The former president of the PN’s executive committee said a number of bad decisions have led to many in the party’s lack of faith in its leader

Mark Anthony Sammut claimed that a number of successive bad decisions have led to a lack of faith in the party leader
Mark Anthony Sammut claimed that a number of successive bad decisions have led to a lack of faith in the party leader

The former president of the Nationalist Party’s executive committee Mark Anthony Sammut has claimed that some of those advising party leader Adrian Delia have put their own interests ahead of the party’s and have been a main contributor to the current state of affairs.

Speaking during an interview on Dissett this evening, Sammut said while there were those who had not accepted Delia from the start, others had lost faith in him as a result of a number of bad decisions he was advised to take.

“Some of those advising the leader were more interested in what suited them, and maybe the grudges they had, than in what was most beneficial to the leader and the party,” Sammut said, stopping short of referring to any one person specifically. “The lack of faith there is in the leader isn’t only coming from those who didn't not accept him from the start, but the result of successive bad decisions.”
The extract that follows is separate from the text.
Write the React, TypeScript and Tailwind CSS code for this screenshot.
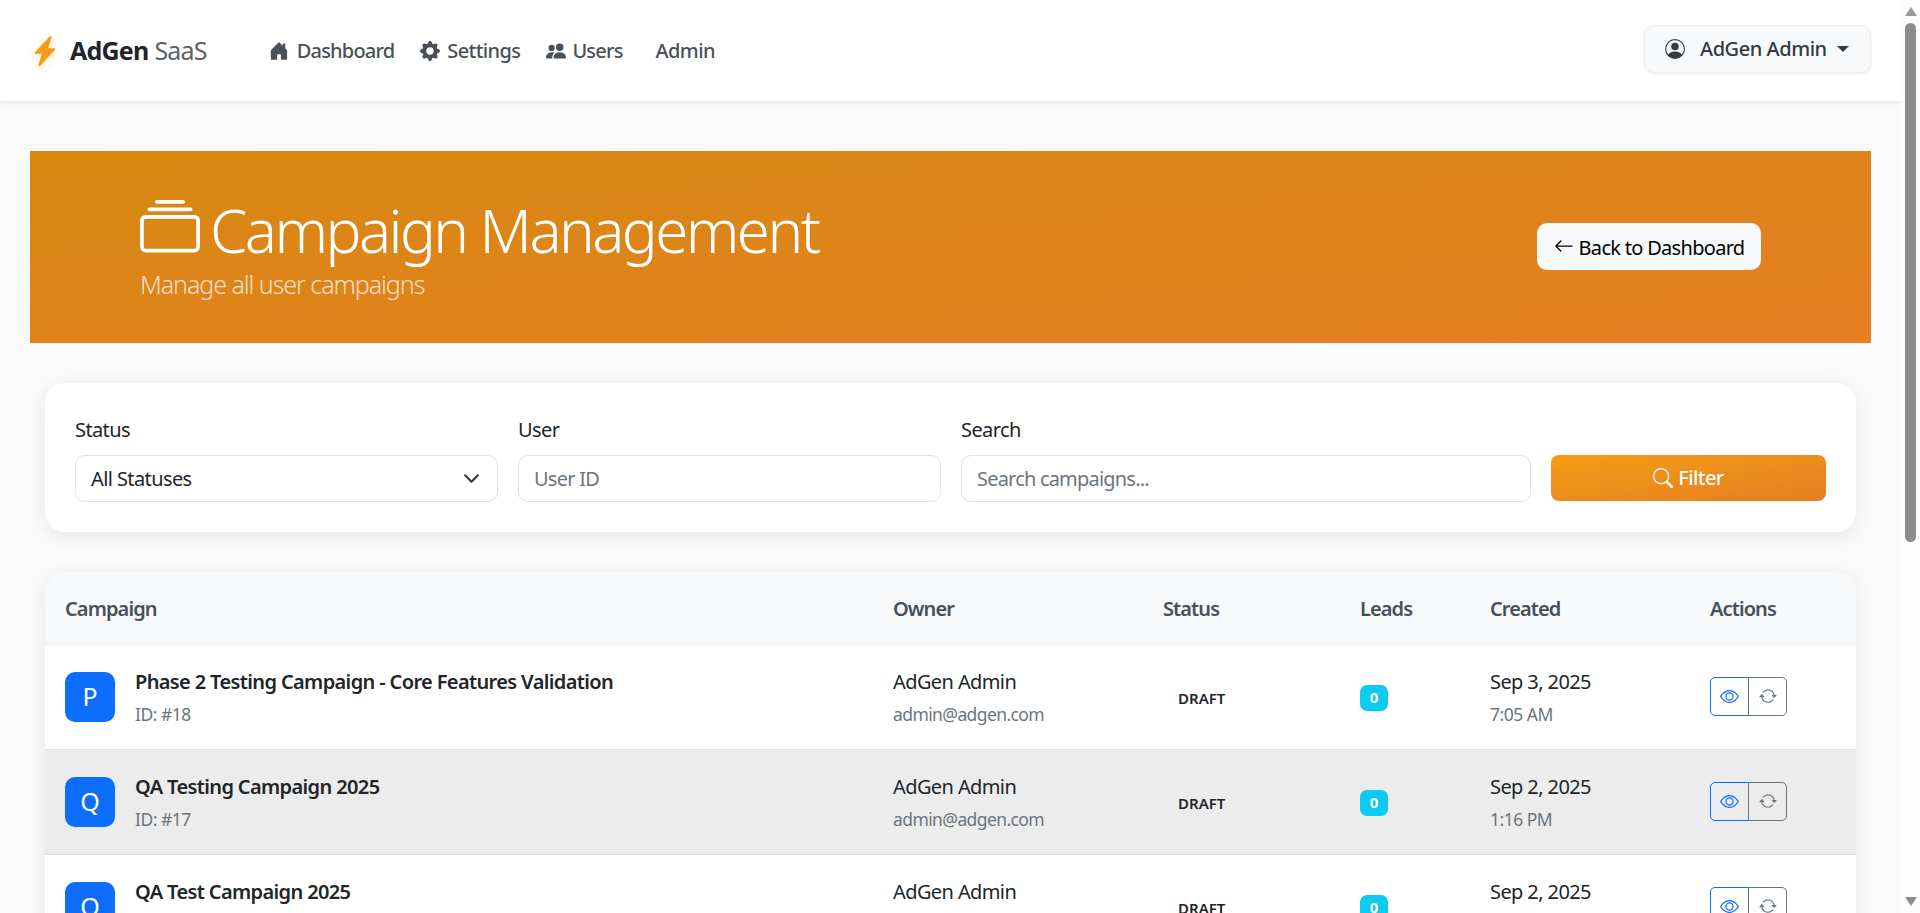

Sammut resigned from his post as president of the party last Saturday, by way of assuming responsibility for the PN’s historic electoral defeat in the local council and European Parliament elections. He appealed to those with “more responsibilities” to do the same

“Starting with the leader, to the secretary general and the rest of them,” he said, when asked specifically who he believed needed to shoulder responsibility.

READ MORE: PN executive president Mark Anthony Sammut resigns: ‘Result is disastrous and others should do the same’

Sammut again insisted that it was unacceptable for some to blame voters for the result, adding that those trying to make the argument that the PN had “consolidated its base” or had reduced the gap with the Labour Party were simply taking people for a ride.

When it was pointed out that, to be fair to Delia and his administration, the result was to some degree expected, and that a new leadership couldn’t be expected to win an election immediately, Sammut agreed, but said he would have at least expected was for the situation not to get worse.

“When you remember that the government has been in power for six years and has made one mistake after another, when you consider that [the PN] has a leader who is new and who is supposed to have no baggage and who is fresh and in his prime,” Sammut said.

“The fact that, not only did we not remain in the same situation, but instead went six steps backwards means responsibility should be shouldered.”

Ultimately, he said that the present leadership needed to say be humble enough to admit that, despite doing its best, it had not succeeded in turning things around, and should wake may for someone who could.

He also highlighted that the present environment within the party was such that it was not conducive to people speaking up about different issues, out of fear of being labelled a traitor.

On the controversy surrounding last Saturday’s executive committee vote, where it later transpired that two members who voted were in fact not eligible to do so, Sammut insisted that it wasn’t the president’s role to prepare the list of voters.

“I always had faith in the secretariat, in the secretary general and the political coordinator that always prepared these lists. I simply ensuring that the vote proceeded according to the list,” he said.